Culture  /  Film Review

The Bernstein Enigma

In narrowly focusing on Leonard Bernstein’s tortured personal life, "Maestro" fails to explore his tortured artistic life.
Film/TV
2023

Anybody hoping that Bradley Cooper’s Maestro might provide answers to the central Bernstein enigma—how his populist Broadway instincts fit together with the man who taught generations of Americans about classical music, from Bach to Ives—will likely leave the cinema disappointed. Cooper’s adenoidal delivery of his lines will make you wonder if the maestro suffered a lifelong nasal drip, but he excels at looking like Bernstein, until he attempts to conduct. He has spoken of his film as a love story, and its focus is almost entirely on the complexities of Bernstein’s marriage: the attempts he made to reconcile a sincere devotion to his wife, Felicia Montealegre, and their three children with his attraction to—and brief flirtations and full-on affairs with—men. Carey Mulligan steals the limelight as Felicia.
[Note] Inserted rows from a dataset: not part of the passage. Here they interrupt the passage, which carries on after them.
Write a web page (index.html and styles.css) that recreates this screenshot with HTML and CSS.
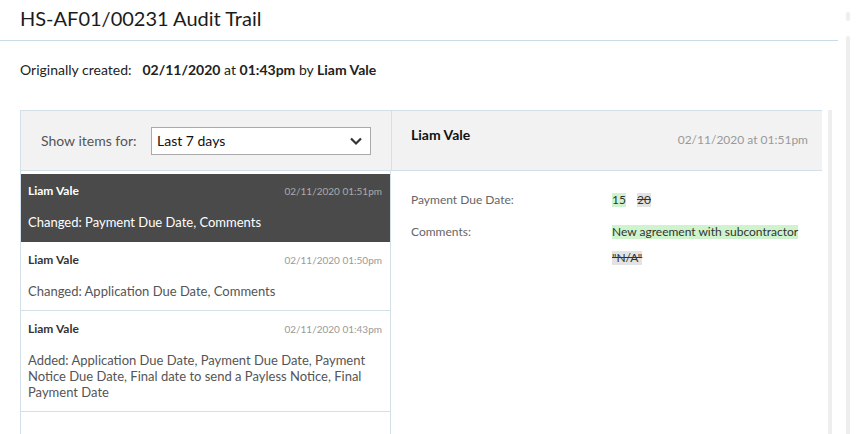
FILE: index.html
```html
<!DOCTYPE html>
<html>
<head>
<meta charset="utf-8">
<link rel="stylesheet" href="styles.css">
</head>
<body>
<div class="page">
  <div class="main">
    <header class="title-bar"><h1>HS-AF01/00231 Audit Trail</h1></header>
    <p class="created"><span class="created-label">Originally created:</span><b>02/11/2020</b> at <b>01:43pm</b> by <b>Liam Vale</b></p>
    <div class="panel-wrap">
      <div class="panel">
        <div class="filter">
          <span class="filter-label">Show items for:</span>
          <div class="select"><span>Last 7 days</span>
            <svg width="14" height="10" viewBox="0 0 14 10"><path d="M2 2.5 L7 7.5 L12 2.5" fill="none" stroke="#333" stroke-width="2.2"/></svg>
          </div>
        </div>
        <div class="detail-head">
          <span class="dh-name">Liam Vale</span>
          <span class="dh-date">02/11/2020 at 01:51pm</span>
        </div>
        <div class="list">
          <div class="item active">
            <div class="item-top"><span class="item-name">Liam Vale</span><span class="item-date">02/11/2020 01:51pm</span></div>
            <div class="item-desc">Changed: Payment Due Date, Comments</div>
          </div>
          <div class="item">
            <div class="item-top"><span class="item-name">Liam Vale</span><span class="item-date">02/11/2020 01:50pm</span></div>
            <div class="item-desc">Changed: Application Due Date, Comments</div>
          </div>
          <div class="item">
            <div class="item-top"><span class="item-name">Liam Vale</span><span class="item-date">02/11/2020 01:43pm</span></div>
            <div class="item-desc">Added: Application Due Date, Payment Due Date, Payment Notice Due Date, Final date to send a Payless Notice, Final Payment Date</div>
          </div>
        </div>
        <div class="detail">
          <div class="row">
            <span class="label">Payment Due Date:</span>
            <span class="value"><span class="new">15</span><span class="old">20</span></span>
          </div>
          <div class="row">
            <span class="label">Comments:</span>
            <span class="value col"><span class="new">New agreement with subcontractor</span><span class="old">"N/A"</span></span>
          </div>
        </div>
      </div>
      <div class="inner-scroll"></div>
    </div>
  </div>
  <div class="page-scroll">
    <div class="thumb"></div>
    <div class="track"></div>
  </div>
</div>
</body>
</html>
```
FILE: styles.css
```css
* { box-sizing: border-box; }
html, body { margin: 0; padding: 0; }
body {
  font-family: Lato, "Open Sans", sans-serif;
  color: #222;
  background: #fff;
  width: 860px;
  height: 434px;
  overflow: hidden;
}
.page { display: flex; height: 434px; }
.main { width: 838px; }
.title-bar {
  height: 41px;
  border-bottom: 1px solid #c9dde7;
  padding: 0 20px;
}
.title-bar h1 {
  margin: 0;
  font-size: 20px;
  font-weight: 400;
  line-height: 36px;
  color: #1b1b1b;
}
.created {
  margin: 0;
  padding: 20px 20px 0;
  height: 69px;
  font-size: 14px;
  line-height: 18px;
  color: #222;
}
.created-label { margin-right: 11px; }
.created b { font-weight: 700; }
.panel-wrap { display: flex; margin-left: 20px; }
.panel {
  width: 802px;
  display: grid;
  grid-template-columns: 371px 431px;
  grid-template-rows: 61px auto;
}
.filter {
  background: #f2f2f2;
  border: 1px solid #d3e0e8;
  border-right: none;
  display: flex;
  align-items: center;
  padding-left: 20px;
  padding-top: 0;
}
.filter-label { font-size: 14px; color: #555; width: 110px; }
.select {
  width: 220px;
  height: 28px;
  background: #fff;
  border: 1px solid #aaa;
  display: flex;
  align-items: center;
  justify-content: space-between;
  padding: 0 7px 0 5px;
  font-size: 14px;
  color: #111;
}
.select svg { display: block; }
.detail-head {
  background: #f2f2f2;
  border-top: 1px solid #d3e0e8;
  border-bottom: 1px solid #d3e0e8;
  border-left: 1px solid #d3e0e8;
  display: flex;
  justify-content: space-between;
  align-items: flex-start;
  padding: 15px 14px 0 19px;
}
.dh-name { font-size: 14px; font-weight: 700; color: #111; }
.dh-date { font-size: 12px; color: #999; padding-top: 6px; }
.list {
  border-left: 1px solid #d3e0e8;
  border-right: 1px solid #d3e0e8;
  padding-top: 3px;
  height: 264px;
}
.item {
  border-bottom: 1px solid #d3e0e8;
  padding: 9px 8px 9px 7px;
}
.item.active {
  background: #4a4a4a;
  border-bottom: none;
  height: 68px;
  color: #fff;
}
.item-top { display: flex; justify-content: space-between; align-items: baseline; height: 18px; }
.item-name { font-size: 12px; font-weight: 700; color: #333; }
.item.active .item-name { color: #fff; }
.item-date { font-size: 10px; color: #999; }
.item.active .item-date { color: #aaa; }
.item-desc {
  margin-top: 13px;
  font-size: 13px;
  line-height: 16px;
  color: #555;
}
.item.active .item-desc { color: #fff; margin-top: 13px; }
.item:nth-child(2) { height: 69px; padding-top: 10px; }
.item:nth-child(3) { height: 101px; padding-top: 10px; }
.detail { padding: 19px 20px 0 20px; }
.row { display: flex; font-size: 12px; margin-bottom: 12px; }
.label { width: 201px; color: #666; line-height: 20px; }
.value { display: flex; gap: 11px; align-items: flex-start; color: #333; line-height: 20px; }
.value.col { flex-direction: column; gap: 9px; }
.new { background: #cff3cc; line-height: 14px; margin-top: 3px; }
.old { background: #e3e3e3; text-decoration: line-through; line-height: 14px; margin-top: 3px; }
.inner-scroll {
  width: 4px;
  margin-left: 6px;
  background: #eeeeee;
  height: 324px;
}
.page-scroll {
  width: 22px;
  display: flex;
  flex-direction: column;
  padding-left: 8px;
}
.thumb { width: 4px; height: 9px; background: #eee; border-radius: 2px; margin-top: 12px; }
.track { width: 4px; flex: 1; background: #eee; margin-top: 15px; border-radius: 2px 2px 0 0; }
```
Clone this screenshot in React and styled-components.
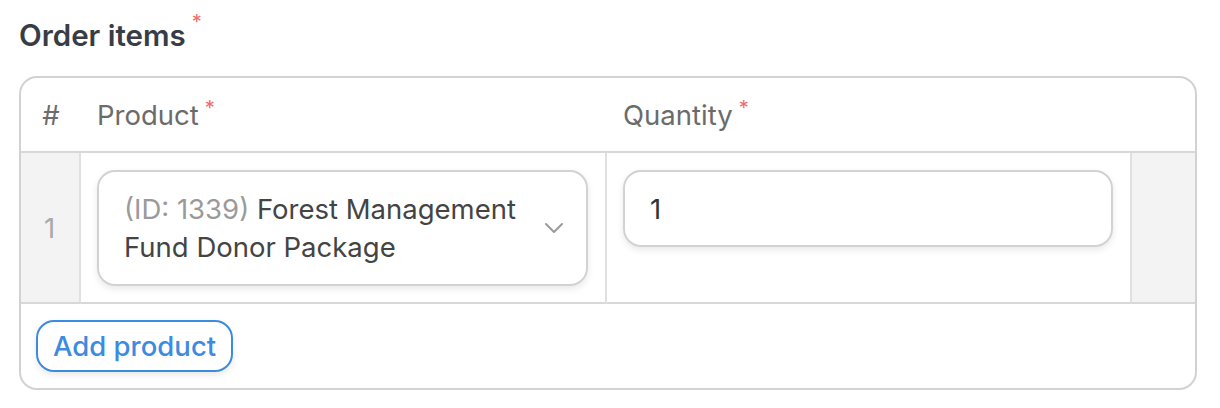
import React from "react";
import styled, { createGlobalStyle } from "styled-components";

const Global = createGlobalStyle`
  html, body { margin: 0; padding: 0; background: #fff; }
  body { font-family: Inter, "Liberation Sans", sans-serif; }
`;

const Page = styled.div`
  padding: 16px 23px 0 19px;
`;

const Title = styled.div`
  font-size: 29.5px;
  font-weight: 600;
  color: #383d45;
  line-height: 38px;
  margin-bottom: 22px;
  display: flex;
  align-items: flex-start;
`;

const Req = styled.span`
  color: #f26b6b;
  font-size: 20px;
  line-height: 1;
  margin-left: ${(p) => p.$gap || 6}px;
  margin-top: ${(p) => p.$top || -4}px;
  font-weight: 400;
`;

const Table = styled.div`
  border: 2px solid #d2d2d2;
  border-radius: 18px;
  overflow: hidden;
`;

const Grid = styled.div`
  display: grid;
  grid-template-columns: 60px 526px 525px 1fr;
`;

const HeadCell = styled.div`
  height: 73px;
  display: flex;
  align-items: center;
  justify-content: ${(p) => (p.$center ? "center" : "flex-start")};
  padding-left: ${(p) => (p.$center ? 0 : 16)}px;
  font-size: 27.5px;
  color: #6b6b6b;
  border-bottom: 2px solid #d8d8d8;
`;

const Cell = styled.div`
  background: ${(p) => (p.$muted ? "#f3f3f3" : "#fff")};
  border-right: ${(p) => (p.$last ? "none" : "2px solid #e0e0e0")};
  border-bottom: 2px solid #d8d8d8;
  padding: 17px 17px 16px 16px;
  display: flex;
  align-items: ${(p) => (p.$center ? "center" : "flex-start")};
  justify-content: ${(p) => (p.$center ? "center" : "flex-start")};
  font-size: 27.5px;
  color: #aaaaaa;
`;

const SelectBox = styled.div`
  flex: 1;
  border: 2px solid #d2d2d2;
  border-radius: 18px;
  box-shadow: 0 3px 7px rgba(0, 0, 0, 0.09);
  padding: 18px 22px 18px 25px;
  display: flex;
  align-items: center;
  gap: 10px;
`;

const SelectText = styled.div`
  flex: 1;
  font-size: 27.5px;
  line-height: 38px;
  color: #444;
`;

const Muted = styled.span`
  color: #9a9a9a;
`;

const Input = styled.div`
  flex: 1;
  height: 73px;
  border: 2px solid #d2d2d2;
  border-radius: 18px;
  box-shadow: 0 3px 7px rgba(0, 0, 0, 0.09);
  padding-left: 25px;
  display: flex;
  align-items: center;
  font-size: 27.5px;
  color: #333;
`;

const Footer = styled.div`
  padding: 16px 16px 16px 15px;
`;

const AddButton = styled.button`
  font-family: inherit;
  background: #fff;
  border: 2px solid #3d8be0;
  border-radius: 18px;
  color: #3d8be0;
  font-size: 27.5px;
  font-weight: 500;
  height: 52px;
  padding: 0 15px;
  box-shadow: 0 3px 7px rgba(0, 0, 0, 0.09);
  cursor: pointer;
`;

const Chevron = () => (
  <svg width="20" height="12" viewBox="0 0 20 12" fill="none">
    <path d="M2 2l8 8 8-8" stroke="#9a9a9a" strokeWidth="2" strokeLinecap="round" strokeLinejoin="round" />
  </svg>
);

export default function App() {
  return (
    <>
      <Global />
      <Page>
        <Title>
          Order items<Req $top={-4} $gap={6}>*</Req>
        </Title>
        <Table>
          <Grid>
            <HeadCell $center>#</HeadCell>
            <HeadCell>
              Product<Req $top={-14}>*</Req>
            </HeadCell>
            <HeadCell>
              Quantity<Req $top={-14}>*</Req>
            </HeadCell>
            <HeadCell />
            <Cell $muted $center>1</Cell>
            <Cell>
              <SelectBox>
                <SelectText>
                  <Muted>(ID: 1339)</Muted> Forest Management Fund Donor Package
                </SelectText>
                <Chevron />
              </SelectBox>
            </Cell>
            <Cell>
              <Input>1</Input>
            </Cell>
            <Cell $muted $last />
          </Grid>
          <Footer>
            <AddButton>Add product</AddButton>
          </Footer>
        </Table>
      </Page>
    </>
  );
}
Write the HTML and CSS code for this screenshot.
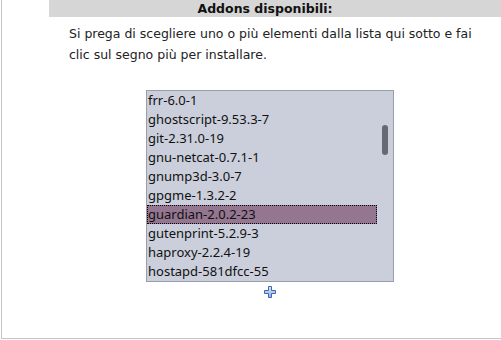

Netflix was never likely to green-light a film whose hook was the story of Bernstein the musician: Lenny the showman is readily understood; the stylistic labors of a composer caught between tradition and advance are not. Questions about how Bernstein had the chutzpah to imagine one piece I heard at the Barbican, his symphony The Age of Anxiety, in which compositional techniques borrowed from Arnold Schoenberg and Stravinsky smash into big-band exuberance reminiscent of Count Basie, or how he reinvented the fundamentals of American music theater in West Side Story, are therefore never broached.

A few basic facts set Maestro rolling. Bernstein makes his legendary debut with the New York Philharmonic in 1943, filling in for a flu-ridden Bruno Walter, but the particulars that lead him to becoming the orchestra’s music director in 1958 are all but ignored. In a head-scratching scene near the film’s beginning, Lenny discusses his new ballet Fancy Free—written in 1944—with Felicia and concludes that he won’t be taken seriously as a musician because this music “isn’t serious.” Fancy Free might have been rooted in swing-era jazz and early Broadway, but the sheer compositional élan with which he transformed those sources, adopting polytonality and tricks of melodic development from Stravinsky, was deadly serious—as the real Bernstein would no doubt have been the first to remind anyone who asked.